= Ivan Khandoshkin =

Russian composer

Ivan Yevstafyevich Khandoshkin (Иван Евстафьевич Хандошкин; 1747 - 29 or 30 March 1804) was a Russian violinist and composer of Cossack origin. He has been described as "the finest Russian violinist of the eighteenth century".

== Life ==
Ivan Khandoshkin was born into a Cossack family near Myrhorod. He was related to the family of Hetman Danylo Apostol. Ivan's father Ostap was trained as a tailor, but eventually became a professional French horn and percussion player in the court orchestra of Tsar Peter III.

Ivan studied under Tito Porta with other Italian influences being Domenico dall’Oglio and Pietro Peri. He was a musician at the Russian court, of which he later became kapellmeister, from 1765 and he taught violin at the Yekaterinoslav Musical Academy, founded by Potemkin in 1785. After Potemkin's death Khandoshkin was forced to resign by Giuseppe Sarti who was considered his rival, and returned to St. Petersburg in 1789.

== Works ==
Khandoshkin's extant works comprise six violin sonatas and several variation cycles based on folk songs. His music (primarily for the violin) is comparable to music by his contemporaries such as Giuseppe Tartini's student Antonio Lolli (whose stunts on the violin preceded Paganini), Gaetano Pugnani, Ludwig Spohr, and many others.

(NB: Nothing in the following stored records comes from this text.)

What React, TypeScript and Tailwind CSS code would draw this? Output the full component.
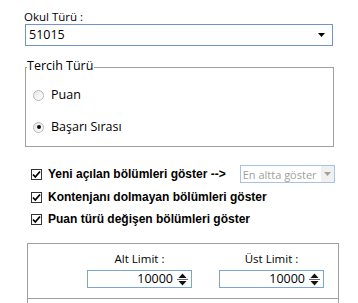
import React from "react";

const ui = { fontFamily: '"Open Sans", "Noto Sans", sans-serif' };
const bold = { fontFamily: '"Liberation Sans", Arial, sans-serif' };

function Radio({ checked }: { checked?: boolean }) {
  return (
    <span className="relative flex h-[11px] w-[11px] items-center justify-center rounded-full border border-[#b8b8b8] bg-gradient-to-br from-[#e8e8e8] to-white">
      {checked && <span className="h-[4px] w-[4px] rounded-full bg-[#111]" />}
    </span>
  );
}

function Check() {
  return (
    <span className="flex h-[11px] w-[11px] shrink-0 items-center justify-center border border-[#333] bg-white">
      <svg width="9" height="9" viewBox="0 0 9 9">
        <path d="M1 4.5 L3.3 7 L8 1.5" stroke="#000" strokeWidth="1.8" fill="none" />
      </svg>
    </span>
  );
}

function Spin({ value }: { value: string }) {
  return (
    <div className="flex h-[18px] w-[105px] items-center border border-[#7aa4d6] bg-white">
      <span className="flex-1 pr-[2px] text-right text-[12.5px] leading-none text-black" style={ui}>
        {value}
      </span>
      <div className="mr-[2px] flex h-[14px] w-[14px] flex-col items-center justify-center gap-[1px]">
        <svg width="9" height="5" viewBox="0 0 9 5">
          <path d="M0.5 5 L4.5 0.5 L8.5 5 Z" fill="#111" />
        </svg>
        <span className="h-px w-[11px] bg-[#666]" />
        <svg width="9" height="5" viewBox="0 0 9 5">
          <path d="M0.5 0 L4.5 4.5 L8.5 0 Z" fill="#111" />
        </svg>
      </div>
    </div>
  );
}

export default function App() {
  return (
    <div className="h-[303px] w-[358px] overflow-hidden bg-white text-black" style={ui}>
      <div className="pl-[24px] pt-[10px] text-[11.5px] leading-[14px]">Okul Türü :</div>
      <div className="ml-[25px] flex h-[22px] w-[308px] items-center border border-[#6f95c8] bg-white">
        <span className="flex-1 pl-[3px] text-[12.5px] leading-none">51015</span>
        <svg width="7" height="4" viewBox="0 0 7 4" className="mr-[7px]">
          <path d="M0 0 L7 0 L3.5 4 Z" fill="#000" />
        </svg>
      </div>

      <div className="relative ml-[25px] mt-[21px] h-[80px] w-[309px] border border-[#a0a0a0]">
        <span className="absolute -top-[10px] left-[1px] bg-white pr-[1px] text-[12.5px] leading-[16px]">
          Tercih Türü
        </span>
        <div className="flex flex-col pl-[7px] pt-[19px]">
          <div className="flex h-[16px] items-center gap-[7px] text-[12.5px]">
            <Radio />
            <span>Puan</span>
          </div>
          <div className="mt-[16px] flex h-[16px] items-center gap-[7px] text-[12.5px]">
            <Radio checked />
            <span>Başarı Sırası</span>
          </div>
        </div>
      </div>

      <div className="ml-[31px] mt-[18px] flex flex-col text-[12px] font-bold" style={bold}>
        <div className="flex h-[18px] items-center whitespace-nowrap">
          <Check />
          <span className="ml-[6px]">Yeni açılan bölümleri göster --&gt;</span>
          <div className="ml-[14px] flex h-[18px] w-[95px] shrink-0 items-center overflow-hidden border border-[#a8c2e2] bg-white font-normal" style={ui}>
            <span className="flex-1 whitespace-nowrap pl-[2px] text-[11px] leading-none text-[#a0a0a0]">En altta göster</span>
            <div className="flex h-[16px] w-[13px] shrink-0 items-center justify-center bg-[#f0f0f0]">
              <svg width="7" height="4" viewBox="0 0 7 4">
                <path d="M0 0 L7 0 L3.5 4 Z" fill="#a0a0a0" />
              </svg>
            </div>
          </div>
        </div>
        <div className="mt-[5px] flex h-[18px] items-center whitespace-nowrap">
          <Check />
          <span className="ml-[6px]">Kontenjanı dolmayan bölümleri göster</span>
        </div>
        <div className="mt-[4px] flex h-[18px] items-center whitespace-nowrap">
          <Check />
          <span className="ml-[6px]">Puan türü değişen bölümleri göster</span>
        </div>
      </div>

      <div className="ml-[27px] mt-[15px] h-[70px] w-[312px] border border-[#a0a0a0]">
        <div className="flex h-[55px] gap-[27px] border-b border-[#a0a0a0] pl-[59px] pt-[8px]">
          <div className="flex flex-col items-center">
            <span className="text-[11.5px] leading-[14px]">Alt Limit :</span>
            <div className="mt-[4px]">
              <Spin value="10000" />
            </div>
          </div>
          <div className="flex flex-col items-center">
            <span className="text-[11.5px] leading-[14px]">Üst Limit :</span>
            <div className="mt-[4px]">
              <Spin value="10000" />
            </div>
          </div>
        </div>
      </div>
    </div>
  );
}
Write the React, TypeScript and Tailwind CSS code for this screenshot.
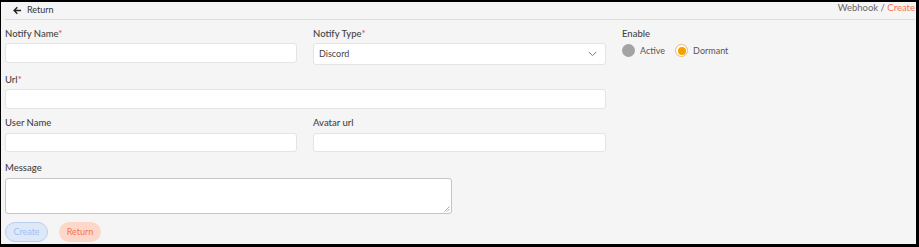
import React from "react";

const Label = ({ text, req }: { text: string; req?: boolean }) => (
  <div className="h-[12px] leading-[12px] text-[9.5px] text-[#444] font-medium">
    {text}
    {req && <span className="text-[#e8404a]">*</span>}
  </div>
);

const Input = ({ w, h = "h-[20px]" }: { w: string; h?: string }) => (
  <div className={`${w} ${h} bg-white border border-[#e4e4e4] rounded-[3px]`} />
);

export default function App() {
  return (
    <div
      className="w-[919px] h-[247px] bg-[#f5f5f5] border-t-2 border-l border-r-[3px] border-b-[3px] border-black flex flex-col pl-[4px] pr-[1px] overflow-hidden"
      style={{ fontFamily: "Lato, 'Open Sans', sans-serif" }}
    >
      <div className="h-[18px] shrink-0 flex items-center justify-between border-b border-[#dcdcdc]">
        <div className="flex items-center pl-[8px] text-[9px] text-[#333] -mt-[1px]">
          <svg width="9" height="9" viewBox="0 0 10 10" className="mr-[5px]">
            <path d="M9 5H1.5M4.8 1.5L1.3 5l3.5 3.5" stroke="#222" strokeWidth="1.6" fill="none" />
          </svg>
          Return
        </div>
        <div className="text-[9.5px] text-[#666] -mt-[4px]">
          Webhook / <span className="text-[#f7764f]">Create</span>
        </div>
      </div>

      <div className="flex mt-[8px]">
        <div className="w-[292px] flex flex-col">
          <Label text="Notify Name" req />
          <div className="mt-[3px]">
            <Input w="w-[292px]" />
          </div>
        </div>
        <div className="w-[293px] ml-[16px] flex flex-col">
          <Label text="Notify Type" req />
          <div className="mt-[3px] w-[293px] h-[22px] bg-white border border-[#e4e4e4] rounded-[3px] flex items-center justify-between pl-[5px] pr-[8px]">
            <span className="text-[9px] text-[#444]">Discord</span>
            <svg width="9" height="6" viewBox="0 0 9 6">
              <path d="M0.8 1l3.7 3.6L8.2 1" stroke="#777" strokeWidth="1" fill="none" />
            </svg>
          </div>
        </div>
        <div className="ml-[16px] flex flex-col">
          <Label text="Enable" />
          <div className="mt-[4px] flex items-center h-[13px] text-[9px] text-[#555]">
            <span className="w-[13px] h-[13px] rounded-full bg-[#a3a3a3] inline-block" />
            <span className="ml-[5px]">Active</span>
            <span className="ml-[10px] w-[13px] h-[13px] rounded-full border border-[#f7b84a] bg-white flex items-center justify-center">
              <span className="w-[8px] h-[8px] rounded-full bg-[#f5a200]" />
            </span>
            <span className="ml-[5px]">Dormant</span>
          </div>
        </div>
      </div>

      <div className="mt-[9px] flex flex-col">
        <Label text="Url" req />
        <div className="mt-[3px]">
          <Input w="w-[601px]" />
        </div>
      </div>

      <div className="mt-[8px] flex">
        <div className="w-[292px] flex flex-col">
          <Label text="User Name" />
          <div className="mt-[4px]">
            <Input w="w-[292px]" h="h-[19px]" />
          </div>
        </div>
        <div className="w-[293px] ml-[16px] flex flex-col">
          <Label text="Avatar url" />
          <div className="mt-[4px]">
            <Input w="w-[293px]" h="h-[19px]" />
          </div>
        </div>
      </div>

      <div className="mt-[10px] flex flex-col">
        <Label text="Message" />
        <div className="mt-[4px] relative w-[447px] h-[36px] bg-white border border-[#c4c4c4] rounded-[3px]">
          <svg width="6" height="6" viewBox="0 0 6 6" className="absolute right-[1px] bottom-[1px]">
            <path d="M5.5 0.5L0.5 5.5M5.5 3L3 5.5" stroke="#999" strokeWidth="0.8" />
          </svg>
        </div>
      </div>

      <div className="mt-[8px] flex items-center">
        <div className="w-[43px] h-[20px] rounded-full border border-[#b8cff1] bg-[#dde8f8] flex items-center justify-center text-[9px] text-[#a3c0ef]">
          Create
        </div>
        <div className="ml-[11px] w-[42px] h-[20px] rounded-full bg-[#fdd8ca] flex items-center justify-center text-[9px] text-[#f5734f]">
          Return
        </div>
      </div>
    </div>
  );
}
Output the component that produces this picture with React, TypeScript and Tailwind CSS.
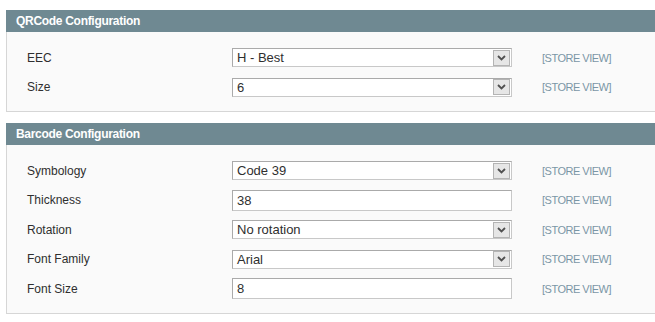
import React from 'react';

type Field = { label: string; value: string; kind: 'select' | 'text' };

const qrFields: Field[] = [
  { label: 'EEC', value: 'H - Best', kind: 'select' },
  { label: 'Size', value: '6', kind: 'select' },
];

const barcodeFields: Field[] = [
  { label: 'Symbology', value: 'Code 39', kind: 'select' },
  { label: 'Thickness', value: '38', kind: 'text' },
  { label: 'Rotation', value: 'No rotation', kind: 'select' },
  { label: 'Font Family', value: 'Arial', kind: 'select' },
  { label: 'Font Size', value: '8', kind: 'text' },
];

// fake native select with the old grey arrow button
const SelectBox = ({ value }: { value: string }) => (
  <div className="w-[280px] h-[19px] flex items-center bg-white border border-t-[#aaaaaa] border-l-[#aaaaaa] border-r-[#c8c8c8] border-b-[#c8c8c8] pl-[4px] pr-px">
    <span className="flex-1 text-[13px] leading-none text-[#2f2f2f]">{value}</span>
    <span className="w-[17px] h-[16px] flex items-center justify-center bg-[#e6e6e6] border border-[#b4b4b4]">
      <svg width="9" height="6" viewBox="0 0 9 6">
        <path d="M1 1 L4.5 4.5 L8 1" fill="none" stroke="#505050" strokeWidth="1.8" />
      </svg>
    </span>
  </div>
);

const TextBox = ({ value }: { value: string }) => (
  <div className="w-[280px] h-[21px] flex items-center bg-white border border-t-[#aaaaaa] border-l-[#aaaaaa] border-r-[#c8c8c8] border-b-[#c8c8c8] pl-[4px]">
    <span className="text-[13px] leading-none text-[#2f2f2f]">{value}</span>
  </div>
);

const Section = ({ title, fields }: { title: string; fields: Field[] }) => (
  <div>
    <div className="h-[22px] bg-[#6f8992] pl-[10px] flex items-center">
      <h4 className="text-white font-bold text-[12px] leading-none tracking-[-0.3px]">{title}</h4>
    </div>
    <div className="bg-[#fafafa] border-l border-b border-[#d6d6d6] pl-[20px] pt-[11px] pb-[9px]">
      {fields.map((f) => (
        <div key={f.label} className="h-[29.5px] flex items-center">
          <label className="w-[205px] text-[12px] text-[#2f2f2f]">{f.label}</label>
          {f.kind === 'select' ? <SelectBox value={f.value} /> : <TextBox value={f.value} />}
          <span className="ml-[30px] text-[11px] tracking-[-0.5px] text-[#7a96a6]">[STORE VIEW]</span>
        </div>
      ))}
    </div>
  </div>
);

export default function App() {
  return (
    <div className="w-[655px] h-[322px] overflow-hidden bg-white pl-[6px] pt-[10px] font-['Liberation_Sans',Arial,sans-serif]">
      <div className="w-[700px] flex flex-col gap-[11px]">
        <Section title="QRCode Configuration" fields={qrFields} />
        <Section title="Barcode Configuration" fields={barcodeFields} />
      </div>
    </div>
  );
}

His music was unfamiliar to the average western ear until recently. In 1996 Elena Denisova recorded three of his violin sonatas for Talking Music where they were released in the following year. In 2016 she performed them at the Salzburg Festival. Anastasia Khitruk performed several works and recorded them for Naxos in St. Petersburg's St. Catherine's Church in 2005.

=== "Viola concerto" ===
The so-called Khandoshkin viola concerto in C Major was purported to be written in 1801. It was published in Moscow by the State Publishing House in 1947 and released in the Soviet Union on the Melodya record label, with Rudolf Barshai playing viola and conducting the Moscow Chamber Orchestra. The work is actually not by Khandoshkin, but was a musical hoax by the German composer and violinist Mikhail Goldstein.